start Provided material

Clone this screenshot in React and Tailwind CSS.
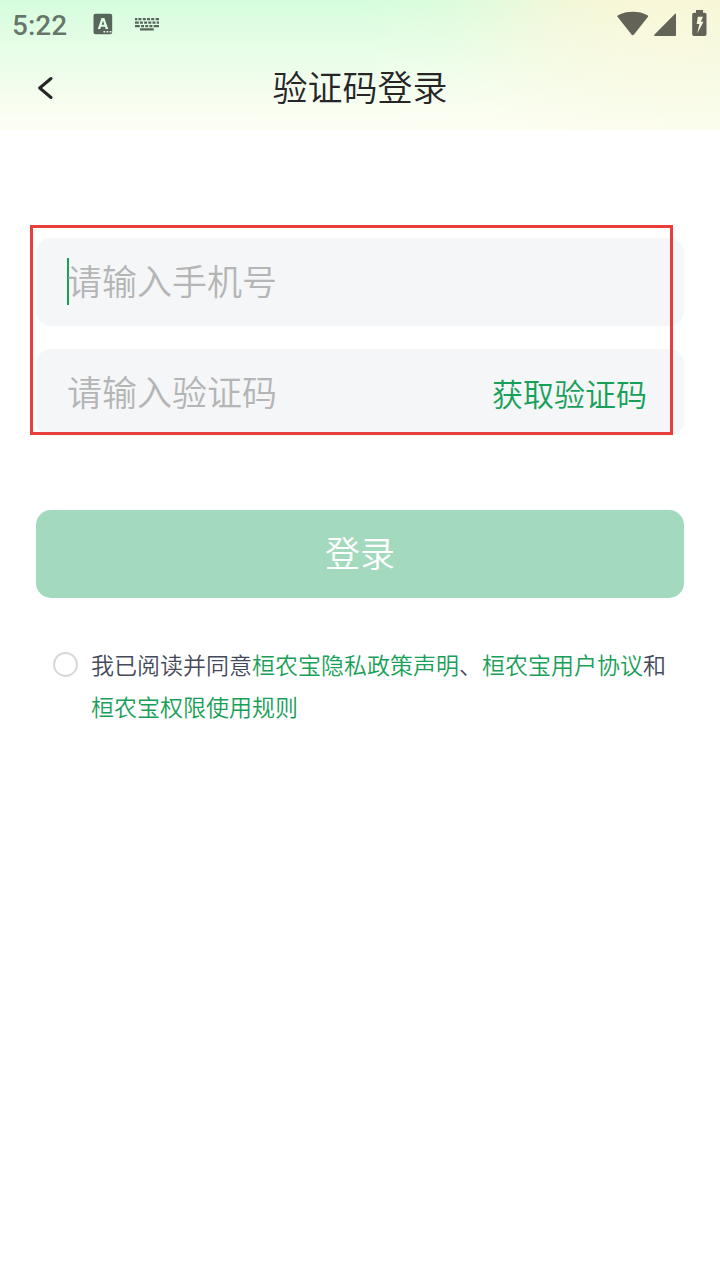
import React from "react";

function StatusBar() {
  return (
    <div className="flex h-12 items-start justify-between text-black/60">
      <div className="flex items-start">
        <span className="ml-[12px] mt-[9px] w-[81px] font-['Roboto',sans-serif] text-[28px] font-medium leading-[33px] text-black/55">5:22</span>
        <svg className="mt-[13px] h-[22px] w-5" viewBox="0 0 20 22">
          <path
            fill="currentColor"
            fillRule="evenodd"
            d="M2.500 .7h14.700a2 2 0 0 1 2 2v16.600a2 2 0 0 1-2 2H2.500a2 2 0 0 1-2-2V2.700a2 2 0 0 1 2-2ZM8.500 5 4.800 16h2.500l.7-2.200h4l.7 2.200h2.500L11.400 5Zm1.500 2.700 1.300 4.100H8.700ZM10.500 18v1.600h1.700V18Zm3.100 0v1.600h1.700V18Zm3.100 0v1.600h1.700V18Z"
          />
        </svg>
        <svg className="ml-[22px] mt-[18px] h-[13px] w-6" viewBox="0 0 24 13" fill="currentColor">
          <path d="M0 0h2.400v2.200H0zM3.400 0h3v2.200h-3zM7.800 0h3v2.200h-3zM12 0h3v2.200h-3zM16.200 0h3v2.200h-3zM20.600 0H24v2.200h-3.400zM0 3.500h3.800v2.200H0zM4.900 3.500h3v2.200h-3zM9.100 3.500h3v2.200h-3zM13.300 3.500h3v2.200h-3zM17.500 3.500h3v2.200h-3zM21.700 3.500H24v2.200h-2.300zM0 7h4.800v2.200H0zM6 7h3v2.200H6zM10.200 7h3v2.200h-3zM14.400 7h3v2.200h-3zM18.600 7H24v2.200h-5.400zM5 10.200h13.800v2.200H5z" />
        </svg>
      </div>
      <div className="flex items-start">
        <svg className="mt-[11px] h-[25px] w-8" viewBox="0 0 32 25">
          <path fill="currentColor" d="M.7 6Q-.2 5 1 4.200C10-.4 22-.4 30.500 4.200q1.200.8.300 1.800L17 23.600q-1.300 1.500-2.500 0Z" />
        </svg>
        <svg className="ml-[5px] mt-[13px] h-[23px] w-[23px]" viewBox="0 0 23 23">
          <path fill="currentColor" d="M.5 21.400 20.600 1.200Q22-.2 22 1.800V22q0 .9-.9.900H1.200Q-.8 22.900 .5 21.400Z" />
        </svg>
        <svg className="ml-[15px] mr-[13px] mt-[10px] h-[26px] w-[15px]" viewBox="0 0 15 26">
          <path
            fill="currentColor"
            fillRule="evenodd"
            d="M4 0h7v2.800h1.700a1.800 1.800 0 0 1 1.800 1.800v19.600a1.800 1.800 0 0 1-1.800 1.800H2A1.800 1.800 0 0 1 .2 24.200V4.600A1.800 1.800 0 0 1 2 2.800H4ZM5.800 6.700 4.700 14h2.700L5.200 23.400 11.500 11.700H8.800L11 6.700Z"
          />
        </svg>
      </div>
    </div>
  );
}

function Header() {
  return (
    <header className="h-[129.500px] bg-[radial-gradient(ellipse_240px_220px_at_700px_50px,#f3f8d950_0%,#f3f8d930_50%,#f3f8d900_100%),linear-gradient(180deg,#fefef400_0%,#fefef4_100%),radial-gradient(ellipse_310px_340px_at_670px_-10px,#fbf6d6_0%,#f8f7d7_18%,#f5f7d8e0_35%,#f2f8d998_52%,#eefadb44_72%,#e8fcdc00_100%),linear-gradient(180deg,#d5fddd_0%,#e0fde4_100%)]">
      <StatusBar />
      <div className="grid h-20 grid-cols-[1fr_auto_1fr] items-center">
        <button aria-label="返回" className="ml-[37px] block w-5">
          <svg className="block h-6 w-4" viewBox="0 0 16 24" fill="none">
            <path d="M14 2.500 2.700 12 14 21.500" stroke="#262626" strokeWidth="3" strokeLinecap="round" strokeLinejoin="round" />
          </svg>
        </button>
        <h1 className="pb-1 text-[35px] leading-[50px] text-[#262626]">验证码登录</h1>
        <span />
      </div>
    </header>
  );
}

export default function App() {
  return (
    <div className="h-[1280px] w-[720px] overflow-hidden bg-white font-['Noto_Sans_CJK_SC_DemiLight','Noto_Sans_CJK_SC',sans-serif] font-[350]">
      <Header />
      <main className="px-9 pt-[108.500px]">
        <div className="relative flex flex-col gap-[23px]">
          <div className="flex h-[88px] items-center rounded-[15px] bg-[#f4f6f8] pb-[2px] pl-[31px]">
            <span className="h-[47px] w-[2px] bg-[#18a058]" />
            <span className="-ml-[2px] pb-[2px] text-[35px] leading-[50px] text-[#b5b5b5]">请输入手机号</span>
          </div>
          <div className="flex h-[87px] items-center justify-between rounded-[15px] bg-[#f4f6f8] pb-[2px] pl-[31px] pr-[37px]">
            <span className="pb-px text-[35px] leading-[50px] text-[#b5b5b5]">请输入验证码</span>
            <button className="pt-[2px] text-[31px] leading-[46px] text-[#18a058]">获取验证码</button>
          </div>
          <div className="pointer-events-none absolute -left-[6px] -top-[13px] h-[210px] w-[643px] border-3 border-[#e73e3e]" />
        </div>
        <button className="mt-[74px] flex h-[88px] w-full items-center justify-center rounded-[15px] bg-[#a3dabe] pb-1 text-[35px] leading-[50px] text-white">
          登录
        </button>
        <div className="mt-[45px] flex pl-[17px]">
          <span className="mt-[9px] size-[25px] shrink-0 rounded-full border-2 border-[#d8d8d8]" />
          <p className="ml-[13px] whitespace-nowrap text-[23px] leading-[42px] text-[#454a5b]">
            我已阅读并同意<span className="text-[#18a058]">桓农宝隐私政策声明</span>、<span className="text-[#18a058]">桓农宝用户协议</span>和
            <br />
            <span className="text-[#18a058]">桓农宝权限使用规则</span>
          </p>
        </div>
      </main>
    </div>
  );
}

end Provided material

* _Exercise description_:
The lines from the top of the data above through the one holding "import React from" are to be repeated exactly, and only those, with no pictures.

* _Completed task_:
Clone this screenshot in React and Tailwind CSS.
import React from "react";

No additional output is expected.